Chat apps. Hotdesks. Smart machines. In most offices, it’s easy to see how technology is redefining and transforming the modern workplace.
But technology isn’t the only force driving changes. Culture plays a significant role, too. For example, today’s employees are less and less inclined to disassociate their work lives from their personal lives. Remember when the stereotype for going to work was “punching in” a timecard and adopting some kind of 9-to-5 work persona (h/t Dolly Parton)? Employees no longer want to be typecast like that; they don’t necessarily want to surrender their identities at the office door.

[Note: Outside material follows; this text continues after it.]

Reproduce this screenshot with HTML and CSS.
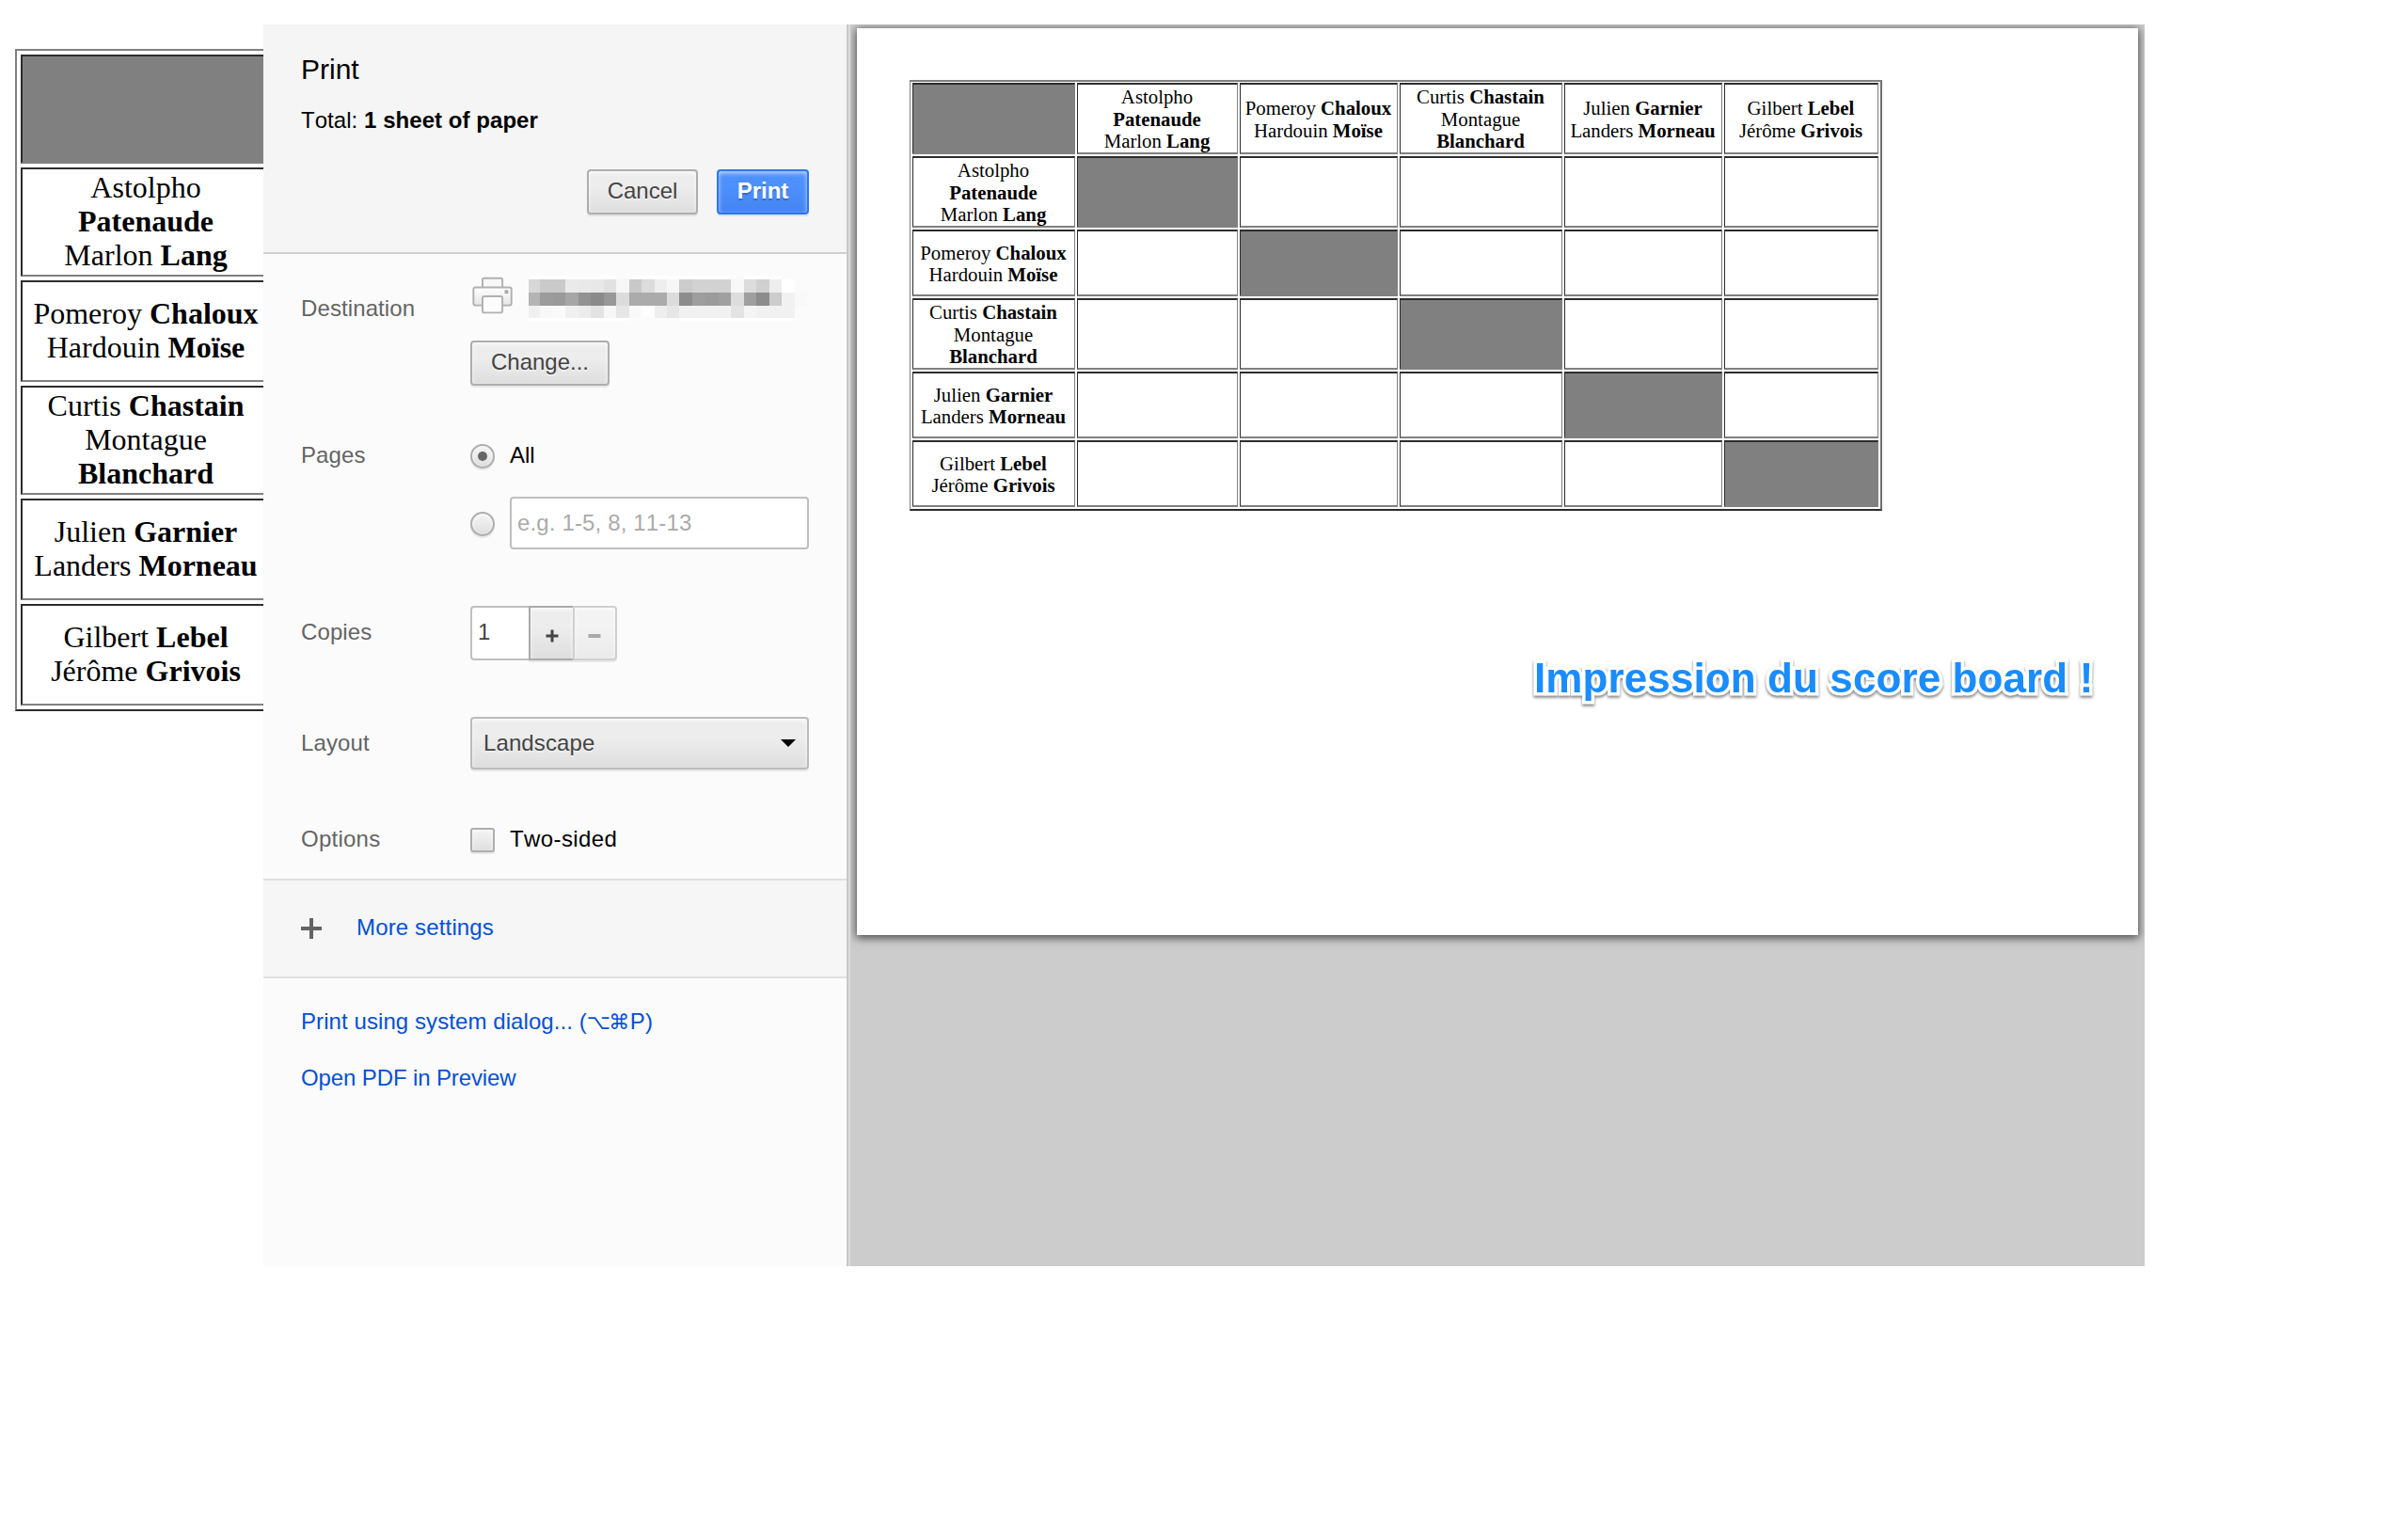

In addition, today’s employees want mobility and flexibility, and they don’t see work as something that must be defined by a physical space.
Pulling all of that together, I can see that employees want their workspaces to be:
Customizable. No, I’m not talking about decorated cubicles. I’m talking about giving workers greater autonomy when it comes to choosing the technology that works best for them. Employees want options so they can work and access information on whichever device and platform they choose—anywhere, at any time. They also want to be able to personalize their work tools, whether they’re working in the office or remotely.
Collaborative. Today’s basic business unit is the team. But it’s now increasingly likely that team members are going to be geographically separated and/or in flux, shifting among groups as business priorities and tasks require. That means employees don’t just want to collaborate; they need to collaborate—and they’d like workplace technology that’s as easy-to-use and effective as the technology they use in their personal lives. A modern workplace that includes a visual collaboration platform allows for the blending of remote and office workspaces, nurtures a culture of teamwork and accelerates the pace of innovation.
Compelling. People want to work in a space that is interesting and inspiring. Again, as the distinction between work and home life blur, employees are looking for more than just a place where they can “punch in.” Aaron Hurst, author of “The Purpose Economy,” explains it this way: “As you look at the workplace, all the changes we’re trying to make in the workplace, the things Google’s doing, the things top companies are doing, they’re all because especially the millennial generation is demanding purpose in their work at a level never seen before.”
Employers are beginning to recognize that the word “work” is taking on new and different meanings. In the World Economic Forum’s 2016 report “The Future of Jobs,” 44 percent of global business and HR executives identified changing work environments and flexible working arrangements as the top demographic and socio-economic driver of change across industries. They also say the impact is being felt already. Businesses that want to maintain their competitive edge have no choice but to evolve, creating workplaces that improve business performance by promoting flexibility and effective team collaboration.